The situation becomes understandable when we realize that there was simply not enough gold and silver in the economy to meet the transactions demand for money, even by the federal government.  This was at a time when Alexis de Tocqueville noted in Democracy in America (1835, 1840) that the federal government was so unimportant that it could hardly be said to govern at all.  This is the case whether we are looking at money in the relatively limited form of coin or banknotes, or in the predominant form of bills of exchange.

Virginia Congressman George Tucker estimated in his book The Theory of Money and Banks Investigated (1839) that merchants’ and bankers’ acceptances — bills of exchange — made up 95-99% of the U.S. money supply during the 1830s.  Writing in 1916, Dr.
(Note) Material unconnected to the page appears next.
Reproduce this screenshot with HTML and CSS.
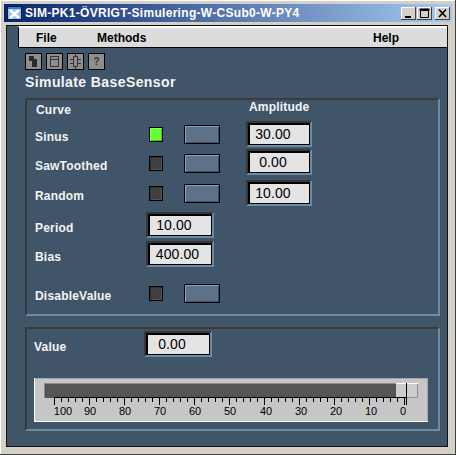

Harold G. Moulton, later president of the Brookings Institution (1928-1952) noted that private sector asset-backed bills of exchange made up 75-80% of the U.S. money supply in the early twentieth century.  By 2008, a rough calculation suggests that such bills of exchange accounted for approximately 60% of the money supply, with government bills of credit accounting for the balance.

The fact is that gold and silver coin (including gold and silver certificates representing coin or bullion on deposit in the U.S. Treasury) has only ever been supplementary to banknotes and demand deposits as the currency for daily consumer transactions.  This is true whether we are looking at government debt (bills of credit) or private sector hard assets (bills of exchange) as backing for the banknotes.  Even banknotes have been a very small portion of the overall money supply.  The vast bulk of the money supply has always consisted of bills of exchange and mortgages that circulate as money among businesses and banks.

Consequently, in the 1830s the public lost confidence in bills of exchange and promissory notes issued by businesses and banks, respectively, as the specie reserves were depleted to meet the increased transactions demand of the federal government in the form of specie.  As productive activity slowed as a result of inability to obtain credit, even cities and states were forced into bankruptcy as the tax base disappeared.

This caused later historians to claim that states and municipalities had overextended their credit to build infrastructure, thereby causing Hard Times.  No — the taxes and user fees needed to make good on the bonds could not be collected due to the drastic decline in the economy that had already occurred.